Short task →
Lines containing the string "that" are to be counted; report only how many there are.

Data shown →
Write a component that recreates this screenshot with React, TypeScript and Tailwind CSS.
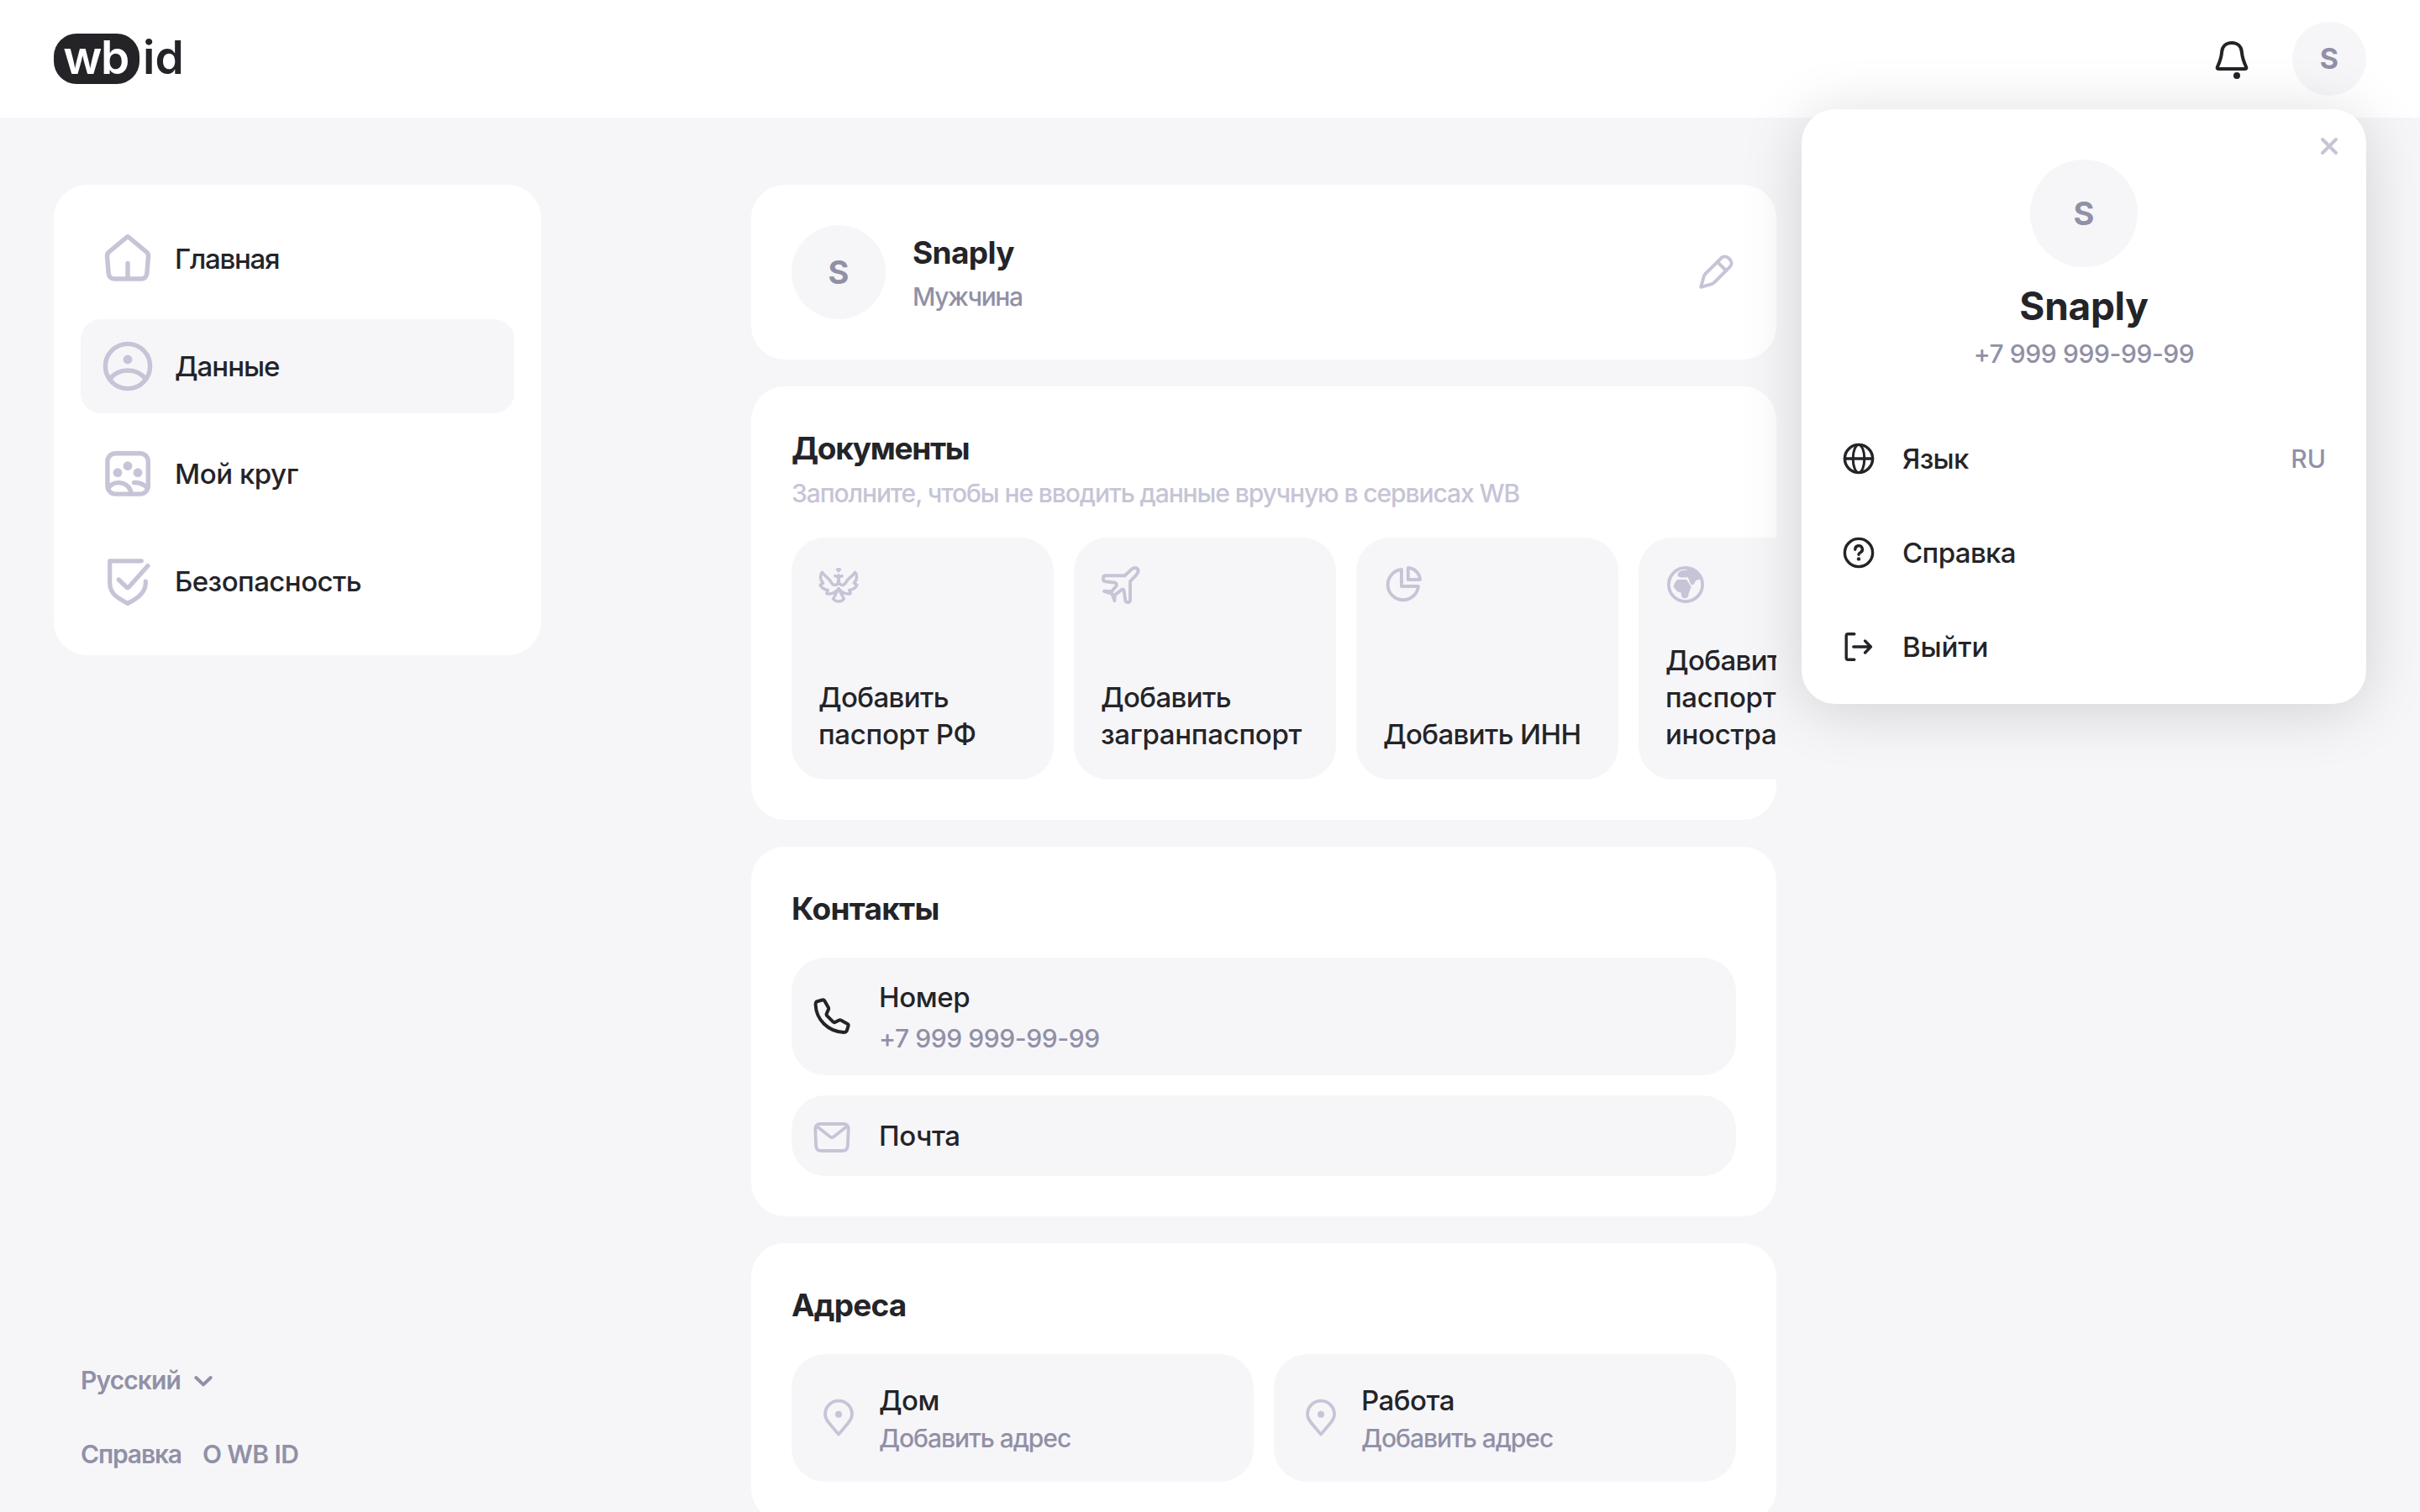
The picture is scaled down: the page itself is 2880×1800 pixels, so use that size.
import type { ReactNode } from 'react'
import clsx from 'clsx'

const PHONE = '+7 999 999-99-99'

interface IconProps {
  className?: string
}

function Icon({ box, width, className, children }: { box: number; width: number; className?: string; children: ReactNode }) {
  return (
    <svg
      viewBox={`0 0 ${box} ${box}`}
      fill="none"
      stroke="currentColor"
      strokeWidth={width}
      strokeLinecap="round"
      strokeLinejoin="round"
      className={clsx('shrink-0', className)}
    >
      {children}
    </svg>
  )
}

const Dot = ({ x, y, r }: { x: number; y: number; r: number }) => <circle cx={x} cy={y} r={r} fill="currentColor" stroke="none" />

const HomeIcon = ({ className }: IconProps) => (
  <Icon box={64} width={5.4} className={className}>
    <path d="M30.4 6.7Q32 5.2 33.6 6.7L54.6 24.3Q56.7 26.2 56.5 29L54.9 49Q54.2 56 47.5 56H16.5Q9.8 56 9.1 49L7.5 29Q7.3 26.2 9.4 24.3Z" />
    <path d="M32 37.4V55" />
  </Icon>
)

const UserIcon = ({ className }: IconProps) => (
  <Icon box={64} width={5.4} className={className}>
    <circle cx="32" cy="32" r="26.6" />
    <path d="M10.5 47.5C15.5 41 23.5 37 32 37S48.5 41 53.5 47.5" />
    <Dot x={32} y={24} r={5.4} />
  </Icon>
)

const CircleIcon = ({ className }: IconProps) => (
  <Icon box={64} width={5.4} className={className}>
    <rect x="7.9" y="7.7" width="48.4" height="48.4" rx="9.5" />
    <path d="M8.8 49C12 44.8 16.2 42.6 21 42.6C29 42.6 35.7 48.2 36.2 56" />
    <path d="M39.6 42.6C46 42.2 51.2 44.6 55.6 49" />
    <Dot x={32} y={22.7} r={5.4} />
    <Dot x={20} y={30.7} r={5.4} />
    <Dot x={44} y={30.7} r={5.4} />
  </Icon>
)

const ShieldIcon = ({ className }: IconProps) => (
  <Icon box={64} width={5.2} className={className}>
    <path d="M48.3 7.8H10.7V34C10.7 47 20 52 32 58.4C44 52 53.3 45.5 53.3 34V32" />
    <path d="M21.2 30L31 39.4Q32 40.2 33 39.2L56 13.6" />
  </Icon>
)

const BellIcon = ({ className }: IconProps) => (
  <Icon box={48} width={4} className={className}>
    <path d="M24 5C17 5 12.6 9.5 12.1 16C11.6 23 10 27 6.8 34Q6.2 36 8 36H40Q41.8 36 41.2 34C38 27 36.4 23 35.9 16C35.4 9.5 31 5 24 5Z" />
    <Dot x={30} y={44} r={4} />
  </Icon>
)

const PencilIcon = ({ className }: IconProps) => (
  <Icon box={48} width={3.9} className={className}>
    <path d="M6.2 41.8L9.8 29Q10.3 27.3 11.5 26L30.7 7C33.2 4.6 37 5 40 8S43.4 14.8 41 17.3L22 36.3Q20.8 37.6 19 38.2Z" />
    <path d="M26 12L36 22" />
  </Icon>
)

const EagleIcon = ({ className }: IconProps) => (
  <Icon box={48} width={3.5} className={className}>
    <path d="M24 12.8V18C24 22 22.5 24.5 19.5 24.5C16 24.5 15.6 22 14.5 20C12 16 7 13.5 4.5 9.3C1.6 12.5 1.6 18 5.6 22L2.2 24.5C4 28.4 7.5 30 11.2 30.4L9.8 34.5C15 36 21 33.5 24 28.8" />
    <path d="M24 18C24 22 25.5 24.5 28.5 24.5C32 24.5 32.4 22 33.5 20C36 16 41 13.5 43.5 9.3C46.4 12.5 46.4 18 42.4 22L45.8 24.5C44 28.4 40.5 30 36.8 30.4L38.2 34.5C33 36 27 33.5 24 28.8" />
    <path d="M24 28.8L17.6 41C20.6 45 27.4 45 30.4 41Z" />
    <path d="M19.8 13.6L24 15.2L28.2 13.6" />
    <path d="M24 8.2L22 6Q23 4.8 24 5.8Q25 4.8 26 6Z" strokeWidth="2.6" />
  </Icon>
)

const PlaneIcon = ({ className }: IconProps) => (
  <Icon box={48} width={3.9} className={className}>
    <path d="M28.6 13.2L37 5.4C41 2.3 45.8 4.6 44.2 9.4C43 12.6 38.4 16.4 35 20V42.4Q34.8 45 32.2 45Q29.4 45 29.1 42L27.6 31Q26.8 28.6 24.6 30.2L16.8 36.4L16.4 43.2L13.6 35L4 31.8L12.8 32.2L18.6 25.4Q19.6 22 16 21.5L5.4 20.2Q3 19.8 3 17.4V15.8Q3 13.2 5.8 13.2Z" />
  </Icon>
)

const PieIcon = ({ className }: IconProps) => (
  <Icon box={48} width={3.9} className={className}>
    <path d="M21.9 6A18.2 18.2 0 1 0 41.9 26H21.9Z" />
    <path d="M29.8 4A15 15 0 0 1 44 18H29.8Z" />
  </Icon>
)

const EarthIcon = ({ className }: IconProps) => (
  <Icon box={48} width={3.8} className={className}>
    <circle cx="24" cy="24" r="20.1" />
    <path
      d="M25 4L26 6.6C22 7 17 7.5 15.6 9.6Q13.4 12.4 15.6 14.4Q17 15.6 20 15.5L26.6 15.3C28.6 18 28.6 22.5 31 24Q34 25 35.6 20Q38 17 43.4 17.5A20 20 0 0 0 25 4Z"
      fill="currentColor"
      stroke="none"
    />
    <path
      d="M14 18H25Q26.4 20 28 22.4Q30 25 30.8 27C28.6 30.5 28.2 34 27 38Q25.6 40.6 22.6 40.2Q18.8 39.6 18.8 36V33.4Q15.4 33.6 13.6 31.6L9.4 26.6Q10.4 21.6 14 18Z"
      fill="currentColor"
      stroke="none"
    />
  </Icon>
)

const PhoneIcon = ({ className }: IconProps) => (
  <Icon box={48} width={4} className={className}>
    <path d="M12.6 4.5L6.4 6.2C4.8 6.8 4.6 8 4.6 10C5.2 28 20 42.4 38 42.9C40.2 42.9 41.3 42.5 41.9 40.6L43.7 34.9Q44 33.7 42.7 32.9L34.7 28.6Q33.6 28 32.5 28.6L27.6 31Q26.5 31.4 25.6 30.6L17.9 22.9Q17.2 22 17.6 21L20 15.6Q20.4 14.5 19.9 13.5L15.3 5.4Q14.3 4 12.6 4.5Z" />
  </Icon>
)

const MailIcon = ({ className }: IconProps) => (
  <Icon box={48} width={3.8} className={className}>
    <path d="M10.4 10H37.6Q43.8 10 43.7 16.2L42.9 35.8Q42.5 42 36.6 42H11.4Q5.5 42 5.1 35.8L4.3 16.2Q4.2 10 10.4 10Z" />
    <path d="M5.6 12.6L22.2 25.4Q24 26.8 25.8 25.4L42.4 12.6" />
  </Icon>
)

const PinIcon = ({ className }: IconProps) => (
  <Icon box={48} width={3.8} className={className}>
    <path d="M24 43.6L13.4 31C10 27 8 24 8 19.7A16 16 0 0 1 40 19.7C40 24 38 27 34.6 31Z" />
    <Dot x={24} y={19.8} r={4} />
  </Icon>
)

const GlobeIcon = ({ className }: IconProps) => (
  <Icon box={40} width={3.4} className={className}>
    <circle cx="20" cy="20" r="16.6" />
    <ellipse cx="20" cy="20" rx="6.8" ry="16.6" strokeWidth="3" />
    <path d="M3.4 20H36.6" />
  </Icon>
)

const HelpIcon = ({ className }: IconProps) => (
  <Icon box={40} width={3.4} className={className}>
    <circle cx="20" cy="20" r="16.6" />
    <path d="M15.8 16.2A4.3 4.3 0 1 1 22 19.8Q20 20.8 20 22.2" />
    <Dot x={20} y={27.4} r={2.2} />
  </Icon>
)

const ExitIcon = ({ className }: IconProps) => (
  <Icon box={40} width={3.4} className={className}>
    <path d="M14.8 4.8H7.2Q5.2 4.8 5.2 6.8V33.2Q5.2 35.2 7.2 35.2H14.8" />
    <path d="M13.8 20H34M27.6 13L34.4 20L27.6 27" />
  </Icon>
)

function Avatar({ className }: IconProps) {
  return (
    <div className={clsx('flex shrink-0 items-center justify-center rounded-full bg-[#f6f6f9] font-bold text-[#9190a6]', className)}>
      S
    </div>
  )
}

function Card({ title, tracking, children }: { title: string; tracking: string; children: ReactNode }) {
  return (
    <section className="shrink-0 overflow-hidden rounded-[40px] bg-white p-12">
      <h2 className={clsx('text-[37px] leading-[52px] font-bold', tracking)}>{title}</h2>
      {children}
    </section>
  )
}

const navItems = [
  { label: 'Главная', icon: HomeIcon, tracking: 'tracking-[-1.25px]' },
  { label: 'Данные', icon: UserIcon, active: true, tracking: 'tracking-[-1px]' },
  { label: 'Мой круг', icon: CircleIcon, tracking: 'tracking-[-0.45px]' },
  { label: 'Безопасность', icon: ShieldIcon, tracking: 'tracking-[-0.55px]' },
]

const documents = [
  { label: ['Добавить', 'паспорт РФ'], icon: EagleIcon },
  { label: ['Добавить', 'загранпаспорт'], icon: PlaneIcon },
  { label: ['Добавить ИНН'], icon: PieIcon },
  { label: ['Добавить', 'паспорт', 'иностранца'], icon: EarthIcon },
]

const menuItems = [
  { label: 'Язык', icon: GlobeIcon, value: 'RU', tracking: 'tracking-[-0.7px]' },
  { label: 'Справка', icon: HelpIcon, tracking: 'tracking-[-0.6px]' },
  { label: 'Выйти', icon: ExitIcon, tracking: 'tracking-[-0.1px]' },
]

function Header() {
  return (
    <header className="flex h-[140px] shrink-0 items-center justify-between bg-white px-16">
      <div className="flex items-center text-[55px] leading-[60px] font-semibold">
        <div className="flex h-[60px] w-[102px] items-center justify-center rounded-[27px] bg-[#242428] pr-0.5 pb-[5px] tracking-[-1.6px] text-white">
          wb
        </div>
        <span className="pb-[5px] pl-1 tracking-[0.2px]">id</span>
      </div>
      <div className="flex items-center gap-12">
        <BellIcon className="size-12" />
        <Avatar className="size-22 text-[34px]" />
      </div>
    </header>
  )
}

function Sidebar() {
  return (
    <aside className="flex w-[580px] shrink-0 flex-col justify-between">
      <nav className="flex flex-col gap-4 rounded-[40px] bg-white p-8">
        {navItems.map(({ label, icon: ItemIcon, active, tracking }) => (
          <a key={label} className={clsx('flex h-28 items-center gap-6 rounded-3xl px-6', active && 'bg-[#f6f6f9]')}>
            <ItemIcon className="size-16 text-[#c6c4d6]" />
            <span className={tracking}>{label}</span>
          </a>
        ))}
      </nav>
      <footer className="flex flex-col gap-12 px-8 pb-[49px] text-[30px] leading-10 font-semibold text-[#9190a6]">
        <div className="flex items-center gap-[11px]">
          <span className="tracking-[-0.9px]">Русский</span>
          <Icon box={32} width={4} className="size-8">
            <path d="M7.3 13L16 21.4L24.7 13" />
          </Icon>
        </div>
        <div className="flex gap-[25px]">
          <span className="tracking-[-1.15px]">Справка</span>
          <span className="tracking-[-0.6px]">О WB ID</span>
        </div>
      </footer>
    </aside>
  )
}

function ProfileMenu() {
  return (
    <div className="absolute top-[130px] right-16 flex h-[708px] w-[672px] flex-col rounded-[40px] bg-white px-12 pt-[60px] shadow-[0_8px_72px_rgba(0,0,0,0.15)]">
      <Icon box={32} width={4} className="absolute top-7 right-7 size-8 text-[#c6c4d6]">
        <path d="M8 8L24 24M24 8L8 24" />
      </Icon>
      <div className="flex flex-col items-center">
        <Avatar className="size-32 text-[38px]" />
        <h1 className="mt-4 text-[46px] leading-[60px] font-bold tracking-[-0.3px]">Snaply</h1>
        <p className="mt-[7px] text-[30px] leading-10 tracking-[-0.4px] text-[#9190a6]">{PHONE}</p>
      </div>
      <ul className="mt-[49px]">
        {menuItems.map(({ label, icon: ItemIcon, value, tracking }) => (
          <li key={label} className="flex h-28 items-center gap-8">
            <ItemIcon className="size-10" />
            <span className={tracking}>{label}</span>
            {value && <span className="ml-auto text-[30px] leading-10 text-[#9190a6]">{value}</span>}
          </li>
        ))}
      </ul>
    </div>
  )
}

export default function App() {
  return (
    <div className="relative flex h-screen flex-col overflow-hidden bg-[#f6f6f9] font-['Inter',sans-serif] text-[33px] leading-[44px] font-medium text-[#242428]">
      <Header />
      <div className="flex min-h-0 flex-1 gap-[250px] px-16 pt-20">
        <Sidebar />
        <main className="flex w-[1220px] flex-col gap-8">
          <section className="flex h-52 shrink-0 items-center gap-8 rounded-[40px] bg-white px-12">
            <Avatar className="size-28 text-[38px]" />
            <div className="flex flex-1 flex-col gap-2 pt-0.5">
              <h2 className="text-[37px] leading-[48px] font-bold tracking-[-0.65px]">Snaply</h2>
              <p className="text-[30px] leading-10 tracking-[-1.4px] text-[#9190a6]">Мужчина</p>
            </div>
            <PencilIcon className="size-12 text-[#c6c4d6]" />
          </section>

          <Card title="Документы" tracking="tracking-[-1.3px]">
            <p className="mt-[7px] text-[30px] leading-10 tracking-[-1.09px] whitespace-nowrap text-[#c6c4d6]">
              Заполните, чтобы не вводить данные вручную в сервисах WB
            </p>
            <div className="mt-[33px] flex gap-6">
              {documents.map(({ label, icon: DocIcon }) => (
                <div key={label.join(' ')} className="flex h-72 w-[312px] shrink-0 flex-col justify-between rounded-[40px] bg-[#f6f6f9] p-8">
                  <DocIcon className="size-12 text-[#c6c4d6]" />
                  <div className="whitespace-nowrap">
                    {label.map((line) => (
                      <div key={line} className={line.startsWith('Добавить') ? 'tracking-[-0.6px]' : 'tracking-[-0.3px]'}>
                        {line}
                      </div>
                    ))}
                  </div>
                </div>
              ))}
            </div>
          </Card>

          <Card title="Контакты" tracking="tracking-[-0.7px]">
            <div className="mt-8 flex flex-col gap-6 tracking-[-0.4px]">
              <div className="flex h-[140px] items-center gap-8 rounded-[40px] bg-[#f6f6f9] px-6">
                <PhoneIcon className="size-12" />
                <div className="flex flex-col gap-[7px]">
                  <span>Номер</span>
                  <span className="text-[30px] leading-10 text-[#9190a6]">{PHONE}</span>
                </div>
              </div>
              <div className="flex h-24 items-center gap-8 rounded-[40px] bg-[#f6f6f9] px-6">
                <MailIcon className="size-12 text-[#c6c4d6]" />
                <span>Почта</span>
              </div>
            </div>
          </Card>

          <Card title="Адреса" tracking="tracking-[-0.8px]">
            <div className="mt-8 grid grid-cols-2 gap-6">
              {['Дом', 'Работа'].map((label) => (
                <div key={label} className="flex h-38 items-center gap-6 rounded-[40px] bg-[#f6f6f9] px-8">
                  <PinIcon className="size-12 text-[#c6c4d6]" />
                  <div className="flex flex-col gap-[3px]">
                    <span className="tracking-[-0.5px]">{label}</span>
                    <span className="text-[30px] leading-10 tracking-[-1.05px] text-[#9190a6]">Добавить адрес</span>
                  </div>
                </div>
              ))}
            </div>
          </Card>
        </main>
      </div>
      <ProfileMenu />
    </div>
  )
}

Answer below →
2